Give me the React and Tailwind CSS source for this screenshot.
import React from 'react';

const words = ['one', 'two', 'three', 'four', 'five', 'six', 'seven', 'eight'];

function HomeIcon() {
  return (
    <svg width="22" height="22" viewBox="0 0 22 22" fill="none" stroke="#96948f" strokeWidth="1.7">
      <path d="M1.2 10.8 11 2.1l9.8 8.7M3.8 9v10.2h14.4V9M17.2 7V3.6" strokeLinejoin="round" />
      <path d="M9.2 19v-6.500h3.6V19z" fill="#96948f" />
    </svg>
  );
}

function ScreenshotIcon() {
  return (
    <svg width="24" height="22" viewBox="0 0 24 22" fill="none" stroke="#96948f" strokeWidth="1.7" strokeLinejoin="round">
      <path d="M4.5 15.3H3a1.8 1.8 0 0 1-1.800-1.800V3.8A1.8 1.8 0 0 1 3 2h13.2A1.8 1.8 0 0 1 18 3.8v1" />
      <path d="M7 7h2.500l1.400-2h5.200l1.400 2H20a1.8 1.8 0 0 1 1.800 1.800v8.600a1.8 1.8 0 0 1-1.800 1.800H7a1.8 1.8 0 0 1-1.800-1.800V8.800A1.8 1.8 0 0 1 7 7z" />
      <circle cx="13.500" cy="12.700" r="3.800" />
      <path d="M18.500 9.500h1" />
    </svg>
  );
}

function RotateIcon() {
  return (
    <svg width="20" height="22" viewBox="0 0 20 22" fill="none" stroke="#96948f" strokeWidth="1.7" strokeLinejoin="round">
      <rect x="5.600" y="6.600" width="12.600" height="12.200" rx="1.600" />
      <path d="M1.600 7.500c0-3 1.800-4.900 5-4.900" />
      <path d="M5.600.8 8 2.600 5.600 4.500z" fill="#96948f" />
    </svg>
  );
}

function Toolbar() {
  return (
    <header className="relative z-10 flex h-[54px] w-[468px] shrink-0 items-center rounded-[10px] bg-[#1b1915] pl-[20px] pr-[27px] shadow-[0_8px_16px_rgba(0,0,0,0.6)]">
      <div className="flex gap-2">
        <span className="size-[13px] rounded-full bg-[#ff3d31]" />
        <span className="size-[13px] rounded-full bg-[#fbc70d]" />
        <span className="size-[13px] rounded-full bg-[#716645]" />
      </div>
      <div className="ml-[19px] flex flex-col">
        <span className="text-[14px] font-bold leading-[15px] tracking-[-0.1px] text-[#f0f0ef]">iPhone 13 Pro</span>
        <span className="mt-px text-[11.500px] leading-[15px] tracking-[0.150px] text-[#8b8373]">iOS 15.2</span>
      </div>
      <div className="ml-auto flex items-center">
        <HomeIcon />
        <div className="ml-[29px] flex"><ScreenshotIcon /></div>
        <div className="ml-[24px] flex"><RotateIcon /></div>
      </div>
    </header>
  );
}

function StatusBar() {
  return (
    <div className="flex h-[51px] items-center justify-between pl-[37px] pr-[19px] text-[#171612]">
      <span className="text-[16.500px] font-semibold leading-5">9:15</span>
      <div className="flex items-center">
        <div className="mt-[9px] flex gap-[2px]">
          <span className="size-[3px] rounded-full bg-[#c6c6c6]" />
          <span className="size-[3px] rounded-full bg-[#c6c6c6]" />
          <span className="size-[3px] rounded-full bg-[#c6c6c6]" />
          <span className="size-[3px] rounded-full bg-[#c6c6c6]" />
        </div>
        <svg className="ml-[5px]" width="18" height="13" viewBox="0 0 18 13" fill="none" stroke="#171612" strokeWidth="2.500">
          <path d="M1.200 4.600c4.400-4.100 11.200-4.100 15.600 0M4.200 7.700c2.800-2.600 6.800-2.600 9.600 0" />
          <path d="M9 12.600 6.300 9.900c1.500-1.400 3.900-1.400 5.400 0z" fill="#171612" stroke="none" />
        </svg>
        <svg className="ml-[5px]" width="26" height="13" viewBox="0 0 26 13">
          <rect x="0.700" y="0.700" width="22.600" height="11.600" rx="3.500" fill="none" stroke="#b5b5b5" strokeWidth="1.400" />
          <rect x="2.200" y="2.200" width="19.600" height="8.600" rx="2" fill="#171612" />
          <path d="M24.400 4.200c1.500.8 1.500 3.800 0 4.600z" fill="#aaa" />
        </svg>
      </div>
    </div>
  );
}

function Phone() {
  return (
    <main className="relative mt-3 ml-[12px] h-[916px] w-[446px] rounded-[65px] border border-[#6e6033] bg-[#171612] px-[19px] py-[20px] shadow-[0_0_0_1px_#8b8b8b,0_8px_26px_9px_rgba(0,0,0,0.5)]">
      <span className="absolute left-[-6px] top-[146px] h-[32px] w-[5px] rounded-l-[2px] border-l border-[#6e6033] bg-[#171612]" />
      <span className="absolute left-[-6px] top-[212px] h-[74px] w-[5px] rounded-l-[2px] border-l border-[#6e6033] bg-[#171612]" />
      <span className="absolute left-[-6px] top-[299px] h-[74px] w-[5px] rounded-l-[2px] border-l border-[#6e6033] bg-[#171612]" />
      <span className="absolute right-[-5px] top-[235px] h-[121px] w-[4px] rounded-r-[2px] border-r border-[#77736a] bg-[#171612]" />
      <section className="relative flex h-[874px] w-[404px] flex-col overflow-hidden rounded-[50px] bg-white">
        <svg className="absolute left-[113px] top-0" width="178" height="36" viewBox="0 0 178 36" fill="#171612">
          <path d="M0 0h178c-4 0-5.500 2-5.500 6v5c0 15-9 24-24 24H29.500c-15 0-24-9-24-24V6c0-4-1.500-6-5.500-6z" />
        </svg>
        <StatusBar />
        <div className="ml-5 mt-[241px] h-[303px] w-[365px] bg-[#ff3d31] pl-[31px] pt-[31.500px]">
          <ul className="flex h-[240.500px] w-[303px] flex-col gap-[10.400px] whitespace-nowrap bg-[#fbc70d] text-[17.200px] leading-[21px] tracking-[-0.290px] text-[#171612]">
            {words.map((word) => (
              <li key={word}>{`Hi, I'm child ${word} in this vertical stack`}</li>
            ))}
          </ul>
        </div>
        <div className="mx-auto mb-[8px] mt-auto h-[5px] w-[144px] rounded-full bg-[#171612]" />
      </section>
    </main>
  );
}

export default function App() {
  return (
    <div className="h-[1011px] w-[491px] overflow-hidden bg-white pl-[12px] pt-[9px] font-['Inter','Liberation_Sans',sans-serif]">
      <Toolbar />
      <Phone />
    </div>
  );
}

·····

§ **TASK TO CARRY OUT**:
Can you give every line above again, exactly as written?

§ **REPLY TO THE EXERCISE**:
Give me the React and Tailwind CSS source for this screenshot.
import React from 'react';

const words = ['one', 'two', 'three', 'four', 'five', 'six', 'seven', 'eight'];

function HomeIcon() {
  return (
    <svg width="22" height="22" viewBox="0 0 22 22" fill="none" stroke="#96948f" strokeWidth="1.7">
      <path d="M1.2 10.8 11 2.1l9.8 8.7M3.8 9v10.2h14.4V9M17.2 7V3.6" strokeLinejoin="round" />
      <path d="M9.2 19v-6.500h3.6V19z" fill="#96948f" />
    </svg>
  );
}

function ScreenshotIcon() {
  return (
    <svg width="24" height="22" viewBox="0 0 24 22" fill="none" stroke="#96948f" strokeWidth="1.7" strokeLinejoin="round">
      <path d="M4.5 15.3H3a1.8 1.8 0 0 1-1.800-1.800V3.8A1.8 1.8 0 0 1 3 2h13.2A1.8 1.8 0 0 1 18 3.8v1" />
      <path d="M7 7h2.500l1.400-2h5.200l1.400 2H20a1.8 1.8 0 0 1 1.800 1.800v8.600a1.8 1.8 0 0 1-1.800 1.800H7a1.8 1.8 0 0 1-1.800-1.800V8.800A1.8 1.8 0 0 1 7 7z" />
      <circle cx="13.500" cy="12.700" r="3.800" />
      <path d="M18.500 9.500h1" />
    </svg>
  );
}

function RotateIcon() {
  return (
    <svg width="20" height="22" viewBox="0 0 20 22" fill="none" stroke="#96948f" strokeWidth="1.7" strokeLinejoin="round">
      <rect x="5.600" y="6.600" width="12.600" height="12.200" rx="1.600" />
      <path d="M1.600 7.500c0-3 1.800-4.900 5-4.900" />
      <path d="M5.600.8 8 2.600 5.600 4.500z" fill="#96948f" />
    </svg>
  );
}

function Toolbar() {
  return (
    <header className="relative z-10 flex h-[54px] w-[468px] shrink-0 items-center rounded-[10px] bg-[#1b1915] pl-[20px] pr-[27px] shadow-[0_8px_16px_rgba(0,0,0,0.6)]">
      <div className="flex gap-2">
        <span className="size-[13px] rounded-full bg-[#ff3d31]" />
        <span className="size-[13px] rounded-full bg-[#fbc70d]" />
        <span className="size-[13px] rounded-full bg-[#716645]" />
      </div>
      <div className="ml-[19px] flex flex-col">
        <span className="text-[14px] font-bold leading-[15px] tracking-[-0.1px] text-[#f0f0ef]">iPhone 13 Pro</span>
        <span className="mt-px text-[11.500px] leading-[15px] tracking-[0.150px] text-[#8b8373]">iOS 15.2</span>
      </div>
      <div className="ml-auto flex items-center">
        <HomeIcon />
        <div className="ml-[29px] flex"><ScreenshotIcon /></div>
        <div className="ml-[24px] flex"><RotateIcon /></div>
      </div>
    </header>
  );
}

function StatusBar() {
  return (
    <div className="flex h-[51px] items-center justify-between pl-[37px] pr-[19px] text-[#171612]">
      <span className="text-[16.500px] font-semibold leading-5">9:15</span>
      <div className="flex items-center">
        <div className="mt-[9px] flex gap-[2px]">
          <span className="size-[3px] rounded-full bg-[#c6c6c6]" />
          <span className="size-[3px] rounded-full bg-[#c6c6c6]" />
          <span className="size-[3px] rounded-full bg-[#c6c6c6]" />
          <span className="size-[3px] rounded-full bg-[#c6c6c6]" />
        </div>
        <svg className="ml-[5px]" width="18" height="13" viewBox="0 0 18 13" fill="none" stroke="#171612" strokeWidth="2.500">
          <path d="M1.200 4.600c4.400-4.100 11.200-4.100 15.600 0M4.200 7.700c2.800-2.600 6.800-2.600 9.600 0" />
          <path d="M9 12.600 6.300 9.900c1.500-1.400 3.900-1.400 5.400 0z" fill="#171612" stroke="none" />
        </svg>
        <svg className="ml-[5px]" width="26" height="13" viewBox="0 0 26 13">
          <rect x="0.700" y="0.700" width="22.600" height="11.600" rx="3.500" fill="none" stroke="#b5b5b5" strokeWidth="1.400" />
          <rect x="2.200" y="2.200" width="19.600" height="8.600" rx="2" fill="#171612" />
          <path d="M24.400 4.200c1.500.8 1.500 3.800 0 4.600z" fill="#aaa" />
        </svg>
      </div>
    </div>
  );
}

function Phone() {
  return (
    <main className="relative mt-3 ml-[12px] h-[916px] w-[446px] rounded-[65px] border border-[#6e6033] bg-[#171612] px-[19px] py-[20px] shadow-[0_0_0_1px_#8b8b8b,0_8px_26px_9px_rgba(0,0,0,0.5)]">
      <span className="absolute left-[-6px] top-[146px] h-[32px] w-[5px] rounded-l-[2px] border-l border-[#6e6033] bg-[#171612]" />
      <span className="absolute left-[-6px] top-[212px] h-[74px] w-[5px] rounded-l-[2px] border-l border-[#6e6033] bg-[#171612]" />
      <span className="absolute left-[-6px] top-[299px] h-[74px] w-[5px] rounded-l-[2px] border-l border-[#6e6033] bg-[#171612]" />
      <span className="absolute right-[-5px] top-[235px] h-[121px] w-[4px] rounded-r-[2px] border-r border-[#77736a] bg-[#171612]" />
      <section className="relative flex h-[874px] w-[404px] flex-col overflow-hidden rounded-[50px] bg-white">
        <svg className="absolute left-[113px] top-0" width="178" height="36" viewBox="0 0 178 36" fill="#171612">
          <path d="M0 0h178c-4 0-5.500 2-5.500 6v5c0 15-9 24-24 24H29.500c-15 0-24-9-24-24V6c0-4-1.500-6-5.500-6z" />
        </svg>
        <StatusBar />
        <div className="ml-5 mt-[241px] h-[303px] w-[365px] bg-[#ff3d31] pl-[31px] pt-[31.500px]">
          <ul className="flex h-[240.500px] w-[303px] flex-col gap-[10.400px] whitespace-nowrap bg-[#fbc70d] text-[17.200px] leading-[21px] tracking-[-0.290px] text-[#171612]">
            {words.map((word) => (
              <li key={word}>{`Hi, I'm child ${word} in this vertical stack`}</li>
            ))}
          </ul>
        </div>
        <div className="mx-auto mb-[8px] mt-auto h-[5px] w-[144px] rounded-full bg-[#171612]" />
      </section>
    </main>
  );
}

export default function App() {
  return (
    <div className="h-[1011px] w-[491px] overflow-hidden bg-white pl-[12px] pt-[9px] font-['Inter','Liberation_Sans',sans-serif]">
      <Toolbar />
      <Phone />
    </div>
  );
}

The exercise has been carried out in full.